Üzüm üreticisi çiftçilerin, koronavirüs salgınının yanı sıra, doğal afetler ve çeşitli bitkisel hastalık ve zararlılarla da mücadele ettiklerine dikkati çeken Bayraktar şunları söyledi:

“Dolu, aşırı yağış ve aşırı sıcaklar başta olmak üzere yaşanan doğal afetler nedeniyle bu yıl rekoltenin düşük olacağını tahmin ediyoruz. Düşük rekolteye yüksek girdi fiyatları da eklenince üretim maliyeti artmıştır. Üreticilerimizin yeterli gelir elde edebilmesi için kuru üzüm fiyatı en az 13 lira 50 kuruş olarak açıklanmalıdır. Üreticilerimiz alım fiyatının biran evvel açıklanmasını beklemektedir.”

 

“İhracatta yüzde 50’ye yakın oranda pay almaktadır”

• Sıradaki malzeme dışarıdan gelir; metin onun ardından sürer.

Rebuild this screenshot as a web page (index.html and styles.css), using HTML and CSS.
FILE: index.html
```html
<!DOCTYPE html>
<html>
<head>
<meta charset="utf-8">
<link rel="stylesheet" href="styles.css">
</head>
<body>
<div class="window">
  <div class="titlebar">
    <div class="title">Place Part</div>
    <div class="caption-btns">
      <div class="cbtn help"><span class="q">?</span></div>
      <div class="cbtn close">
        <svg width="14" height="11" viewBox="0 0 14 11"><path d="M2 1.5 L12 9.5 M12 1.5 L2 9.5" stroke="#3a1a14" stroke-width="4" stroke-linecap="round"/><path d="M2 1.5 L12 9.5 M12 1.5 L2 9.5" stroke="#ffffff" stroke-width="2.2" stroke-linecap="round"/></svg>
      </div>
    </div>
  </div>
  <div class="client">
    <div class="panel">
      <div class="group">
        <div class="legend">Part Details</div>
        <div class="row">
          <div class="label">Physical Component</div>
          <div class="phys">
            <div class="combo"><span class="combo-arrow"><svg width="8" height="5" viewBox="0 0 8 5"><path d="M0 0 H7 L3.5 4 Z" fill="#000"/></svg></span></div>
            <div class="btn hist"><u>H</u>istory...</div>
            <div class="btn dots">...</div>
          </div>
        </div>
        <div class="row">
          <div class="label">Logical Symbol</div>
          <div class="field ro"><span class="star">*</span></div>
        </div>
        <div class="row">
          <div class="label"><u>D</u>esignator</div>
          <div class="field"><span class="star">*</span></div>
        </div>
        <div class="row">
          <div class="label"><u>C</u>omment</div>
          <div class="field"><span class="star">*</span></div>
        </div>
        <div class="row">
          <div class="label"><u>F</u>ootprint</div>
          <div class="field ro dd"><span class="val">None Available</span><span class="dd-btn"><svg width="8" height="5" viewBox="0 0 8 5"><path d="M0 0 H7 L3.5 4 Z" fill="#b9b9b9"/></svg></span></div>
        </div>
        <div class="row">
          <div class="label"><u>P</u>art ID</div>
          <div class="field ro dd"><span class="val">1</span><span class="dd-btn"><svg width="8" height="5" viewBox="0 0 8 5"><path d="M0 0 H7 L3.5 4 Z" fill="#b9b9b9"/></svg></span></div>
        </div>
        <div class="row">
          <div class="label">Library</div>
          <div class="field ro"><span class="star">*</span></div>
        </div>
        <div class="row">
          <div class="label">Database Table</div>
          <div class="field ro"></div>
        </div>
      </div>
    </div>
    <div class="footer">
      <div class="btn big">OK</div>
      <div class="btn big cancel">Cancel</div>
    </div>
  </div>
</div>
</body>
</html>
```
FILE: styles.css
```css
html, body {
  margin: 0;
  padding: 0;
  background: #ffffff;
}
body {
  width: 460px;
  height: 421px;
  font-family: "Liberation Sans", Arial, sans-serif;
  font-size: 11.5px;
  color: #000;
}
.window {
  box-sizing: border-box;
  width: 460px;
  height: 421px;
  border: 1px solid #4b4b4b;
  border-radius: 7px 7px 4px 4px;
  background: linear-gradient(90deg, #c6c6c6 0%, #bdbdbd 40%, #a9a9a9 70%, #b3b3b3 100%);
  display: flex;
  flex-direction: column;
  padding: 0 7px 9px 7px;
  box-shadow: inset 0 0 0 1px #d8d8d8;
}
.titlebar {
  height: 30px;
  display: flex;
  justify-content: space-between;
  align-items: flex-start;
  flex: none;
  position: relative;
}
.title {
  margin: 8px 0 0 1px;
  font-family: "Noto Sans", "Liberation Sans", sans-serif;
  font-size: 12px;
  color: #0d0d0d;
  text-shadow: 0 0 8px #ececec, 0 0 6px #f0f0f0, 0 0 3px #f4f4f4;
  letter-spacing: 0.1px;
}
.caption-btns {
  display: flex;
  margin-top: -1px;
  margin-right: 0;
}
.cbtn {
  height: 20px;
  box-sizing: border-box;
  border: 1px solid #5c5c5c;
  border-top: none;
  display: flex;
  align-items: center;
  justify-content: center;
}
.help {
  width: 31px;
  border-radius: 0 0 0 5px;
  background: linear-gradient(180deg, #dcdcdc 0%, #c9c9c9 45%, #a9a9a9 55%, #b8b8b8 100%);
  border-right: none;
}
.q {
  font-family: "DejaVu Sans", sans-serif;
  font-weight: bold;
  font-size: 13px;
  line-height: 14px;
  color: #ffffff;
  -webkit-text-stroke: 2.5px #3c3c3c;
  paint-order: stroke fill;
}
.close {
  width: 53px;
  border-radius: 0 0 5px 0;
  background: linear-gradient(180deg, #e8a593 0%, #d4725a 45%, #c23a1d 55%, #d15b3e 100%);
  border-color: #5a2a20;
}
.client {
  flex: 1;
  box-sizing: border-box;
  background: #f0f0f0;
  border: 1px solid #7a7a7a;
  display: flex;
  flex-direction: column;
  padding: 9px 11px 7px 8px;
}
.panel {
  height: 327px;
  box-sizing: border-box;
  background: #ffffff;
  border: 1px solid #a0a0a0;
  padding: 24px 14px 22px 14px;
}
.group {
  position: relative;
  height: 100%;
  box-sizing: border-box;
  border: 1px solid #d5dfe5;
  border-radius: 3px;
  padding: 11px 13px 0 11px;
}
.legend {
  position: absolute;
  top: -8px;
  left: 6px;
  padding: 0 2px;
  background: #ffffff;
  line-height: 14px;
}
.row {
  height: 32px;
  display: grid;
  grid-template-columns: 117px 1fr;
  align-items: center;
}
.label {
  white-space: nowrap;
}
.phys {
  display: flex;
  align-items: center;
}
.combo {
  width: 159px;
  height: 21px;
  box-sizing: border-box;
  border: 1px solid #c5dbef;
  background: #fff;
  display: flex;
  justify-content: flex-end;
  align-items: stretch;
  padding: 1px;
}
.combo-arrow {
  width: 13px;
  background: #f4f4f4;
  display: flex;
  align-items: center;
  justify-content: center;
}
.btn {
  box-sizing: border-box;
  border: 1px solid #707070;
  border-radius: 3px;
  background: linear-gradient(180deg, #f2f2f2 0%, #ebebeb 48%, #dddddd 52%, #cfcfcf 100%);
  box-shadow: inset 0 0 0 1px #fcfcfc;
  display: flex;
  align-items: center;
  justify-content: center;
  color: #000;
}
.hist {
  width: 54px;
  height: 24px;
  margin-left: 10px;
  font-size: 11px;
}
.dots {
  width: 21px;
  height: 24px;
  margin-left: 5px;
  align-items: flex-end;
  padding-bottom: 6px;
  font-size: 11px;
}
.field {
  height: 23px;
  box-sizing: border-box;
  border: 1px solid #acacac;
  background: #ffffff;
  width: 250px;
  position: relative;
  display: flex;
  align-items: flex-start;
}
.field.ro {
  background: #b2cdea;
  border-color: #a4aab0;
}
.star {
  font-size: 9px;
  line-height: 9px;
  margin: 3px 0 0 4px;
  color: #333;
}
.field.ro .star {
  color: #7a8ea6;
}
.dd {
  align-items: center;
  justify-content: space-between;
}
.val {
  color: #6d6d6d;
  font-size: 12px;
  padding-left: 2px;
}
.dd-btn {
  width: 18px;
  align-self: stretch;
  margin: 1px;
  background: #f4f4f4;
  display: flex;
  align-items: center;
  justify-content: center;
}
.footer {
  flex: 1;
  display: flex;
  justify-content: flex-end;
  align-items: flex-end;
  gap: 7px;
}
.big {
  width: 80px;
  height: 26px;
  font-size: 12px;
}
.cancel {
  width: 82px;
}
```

Kuru üzümün stratejik bir ürün olduğuna işaret eden Bayraktar, açıklanacak fiyatın üreticinin ürününü değerine pazarlayabilmesi açısından önemli olduğunu vurguladı.

Türkiye’nin gerek bağ alanı, gerekse de üzüm üretiminde dünyada ilk sıralarda yer aldığını belirten Bayraktar şöyle devam etti:

“Ülkemizde 2019 yılı TÜİK verilerine göre 1,6 milyon ton kurutmalık üzüm üretilmiştir. Üretilen kuru üzümün yaklaşık yüzde 85’i dünya ticaretine konu olurken, ihracatta yüzde 50’ye yakın oranda pay almaktadır. Kuru üzüm ihracatından ülkemiz son yıllarda ortalama 425 milyon dolar gelir sağlamıştır.

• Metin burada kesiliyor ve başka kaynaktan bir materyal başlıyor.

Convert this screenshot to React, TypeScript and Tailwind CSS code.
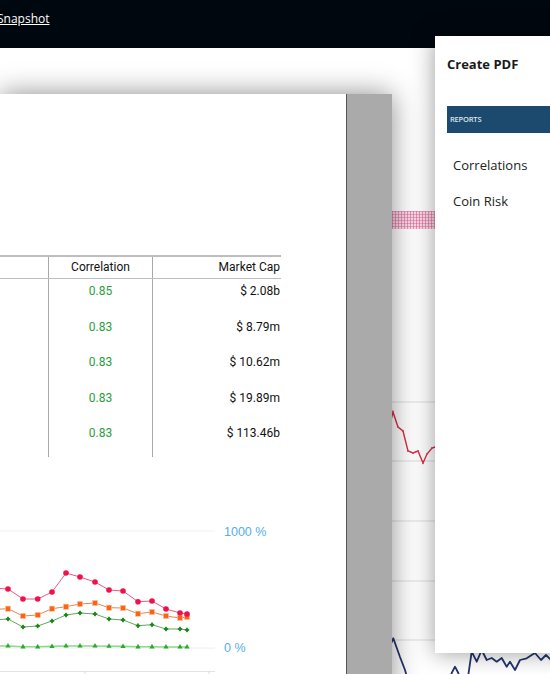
import React from 'react';

const xs = [-8, 8, 23, 37.7, 52, 66, 80, 95, 109, 123, 138, 152, 166, 180, 187];
const series = {
  red: [588, 589, 599, 599, 592, 573, 577, 582, 590, 591, 601.7, 601, 609, 613, 614],
  orange: [609.5, 608.7, 616, 615, 608.7, 606.7, 604, 603, 607.7, 608, 613.7, 612, 616, 618, 617],
  green: [620, 619, 627, 626, 621, 615, 613, 614, 619, 620, 625.7, 624.7, 629, 629, 630],
  lime: [646, 646, 646.8, 646.8, 646.4, 646, 646, 646, 646.2, 646.4, 646.8, 646.8, 647, 647, 647],
};

const rows = [
  { corr: '0.85', cap: '$ 2.08b' },
  { corr: '0.83', cap: '$ 8.79m' },
  { corr: '0.83', cap: '$ 10.62m' },
  { corr: '0.83', cap: '$ 19.89m' },
  { corr: '0.83', cap: '$ 113.46b' },
];

const toPath = (ys: number[]) => xs.map((x, i) => `${i ? 'L' : 'M'}${x} ${ys[i]}`).join(' ');

// background dashboard lines (mostly hidden behind the overlays)
const redBg: [number, number][] = [
  [390, 424], [393, 412], [398, 427], [403, 431], [408, 451], [413, 453], [418, 451],
  [423, 463], [427, 454], [432, 448], [438, 446], [446, 440], [460, 438],
];
const blueBg: [number, number][] = [
  [390, 646], [393.3, 638.3], [400, 657], [405, 670], [409, 684], [448, 684], [451.7, 673],
  [455, 666.7], [458.3, 673], [462, 684], [467, 684], [471.7, 651.7], [476.7, 661.7],
  [481.7, 650], [486.7, 660], [491.7, 658], [496.7, 661.7], [501.7, 658], [506.7, 666.7],
  [510, 661.7], [515, 670], [520, 660], [526.7, 658.3], [531.7, 655], [535, 653],
  [541, 660], [546, 655], [552, 661],
];
const pts = (p: [number, number][]) => p.map(([x, y]) => `${x},${y}`).join(' ');

function DocChart() {
  return (
    <svg width="300" height="180" viewBox="0 500 300 180" className="block">
      <line x1="0" y1="531" x2="215" y2="531" stroke="#f1f1f1" />
      <line x1="0" y1="648" x2="215" y2="648" stroke="#eeeeee" />
      <line x1="0" y1="671.5" x2="215" y2="671.5" stroke="#e3e3e3" />
      <line x1="85" y1="671" x2="85" y2="676" stroke="#d6dbe6" />
      <line x1="209" y1="671" x2="209" y2="676" stroke="#d6dbe6" />
      <text x="224" y="535.5" fill="#55aee6" fontSize="12.5" fontFamily="'Liberation Sans', Arial, sans-serif">1000 %</text>
      <text x="224" y="651.5" fill="#55aee6" fontSize="12.5" fontFamily="'Liberation Sans', Arial, sans-serif">0 %</text>

      <path d={toPath(series.lime)} fill="none" stroke="#8fd68f" strokeWidth="1.6" />
      {xs.map((x, i) => (
        <polygon key={`l${i}`} points={`${x},${series.lime[i] - 3} ${x - 2.6},${series.lime[i] + 1.6} ${x + 2.6},${series.lime[i] + 1.6}`} fill="#2ca82c" />
      ))}

      <path d={toPath(series.green)} fill="none" stroke="#63a863" strokeWidth="1" />
      {xs.map((x, i) => (
        <g key={`g${i}`} fill="#1a871a">
          <rect x={x - 2.2} y={series.green[i] - 0.9} width="4.4" height="1.8" />
          <rect x={x - 0.9} y={series.green[i] - 2.2} width="1.8" height="4.4" />
        </g>
      ))}

      <path d={toPath(series.orange)} fill="none" stroke="#e28855" strokeWidth="1" />
      {xs.map((x, i) => (
        <rect key={`o${i}`} x={x - 2.6} y={series.orange[i] - 2.6} width="5.2" height="5.2" fill="#ff6210" stroke="#f4c9b0" strokeWidth="0.6" />
      ))}

      <path d={toPath(series.red)} fill="none" stroke="#e8588a" strokeWidth="1" />
      {xs.map((x, i) => (
        <circle key={`r${i}`} cx={x} cy={series.red[i]} r="2.8" fill="#f2104c" />
      ))}
    </svg>
  );
}

function BackdropChart() {
  return (
    <svg width="158" height="294" viewBox="392 380 158 294" className="block">
      {[402, 461, 521, 581, 640].map((y) => (
        <line key={y} x1="392" y1={y} x2="550" y2={y} stroke="#dedede" strokeWidth="1.2" />
      ))}
      <polyline points={pts(redBg)} fill="none" stroke="#dc2a44" strokeWidth="1.4" />
      {redBg.map(([x, y], i) => (
        <circle key={i} cx={x} cy={y} r="1" fill="#e2445c" />
      ))}
      <polyline points={pts(blueBg)} fill="none" stroke="#22356c" strokeWidth="1.8" strokeLinejoin="round" />
    </svg>
  );
}

function Heatmap() {
  return (
    <svg width="158" height="18" className="block">
      <defs>
        <pattern id="hatch" width="3" height="3" patternUnits="userSpaceOnUse">
          <rect width="3" height="3" fill="#f8dbe6" />
          <rect x="0" y="0" width="1" height="3" fill="#e2609a" opacity="0.6" />
          <rect x="0" y="0" width="3" height="1" fill="#e2609a" opacity="0.45" />
        </pattern>
      </defs>
      <rect width="158" height="18" fill="url(#hatch)" />
    </svg>
  );
}

export default function App() {
  return (
    <div className="relative h-[674px] w-[550px] overflow-hidden bg-white font-['Open_Sans',sans-serif]">
      {/* Top bar */}
      <header className="h-12 bg-[#01070f] pt-[10px]">
        <a className="-ml-[3px] block text-[12px] leading-[18px] text-white underline">Snapshot</a>
      </header>

      {/* Dashboard behind the preview */}
      <main className="grid grid-cols-[392px_1fr]">
        <div />
        <div>
          <div className="mt-[163px]">
            <Heatmap />
          </div>
          <div className="mt-[151px]">
            <BackdropChart />
          </div>
        </div>
      </main>

      {/* PDF preview */}
      <div className="absolute left-0 top-[94px] flex h-[600px] w-[392px] shadow-[0_0_26px_rgba(0,0,0,0.45)]">
        <div className="flex-1 border-r border-[#555] bg-white pt-[161px] font-['Roboto',sans-serif]">
          <div className="w-[281px] text-[12px] text-[#111]">
            <div className="grid h-[24px] grid-cols-[49px_104px_128px] border-t-2 border-b border-[#bdbdbd]">
              <div className="border-r border-[#a8a8a8]" />
              <div className="border-r border-[#a8a8a8] text-center leading-[21px]">Correlation</div>
              <div className="pr-[1px] text-right leading-[21px]">Market Cap</div>
            </div>
            {rows.map((r, i) => (
              <div key={i} className="grid h-[35.5px] grid-cols-[49px_104px_128px]">
                <div className="border-r border-[#a8a8a8]" />
                <div className="border-r border-[#a8a8a8] text-center leading-[24px] text-[#2a9d3a]">{r.corr}</div>
                <div className="pr-[1px] text-right leading-[24px]">{r.cap}</div>
              </div>
            ))}
          </div>
          <div className="mt-[43.5px]">
            <DocChart />
          </div>
        </div>
        <div className="w-[45px] bg-[#aaaaaa]" />
      </div>

      {/* Create PDF panel */}
      <aside className="absolute left-[435px] top-[36px] h-[617px] w-[260px] bg-white px-3 pt-[19px] shadow-[0_0_22px_rgba(0,0,0,0.4)]">
        <h2 className="text-[13px] font-bold leading-[18px] text-[#1a1a1a]">Create PDF</h2>
        <div className="mt-[33px] flex h-[27px] items-center bg-[#1c4a6e] pl-[3px] text-[7.5px] font-semibold tracking-tight text-[#dfe7f0]">
          REPORTS
        </div>
        <ul className="mt-[22px] pl-[6px] text-[13px] leading-[20px] text-[#222]">
          <li>Correlations</li>
          <li className="mt-[16px]">Coin Risk</li>
        </ul>
      </aside>
    </div>
  );
}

İhracat açısından önem arz eden stratejik ürünümüzde fiyat istikrarının sağlanması için bir an evvel üreticimizin beklentisi olan alım fiyatı açıklanmalıdır.

Bu durum ülkemiz için ekonomik önemi büyük olan kuru üzümümüzün hak ettiği değeri bulabilmesi, ihracatta bulunduğumuz yeri koruyabilmemiz ve Türk üzümünün dünyada bilinen kaliteli üzüm imajının zedelenmemesi açısından da büyük önem arz etmektedir.”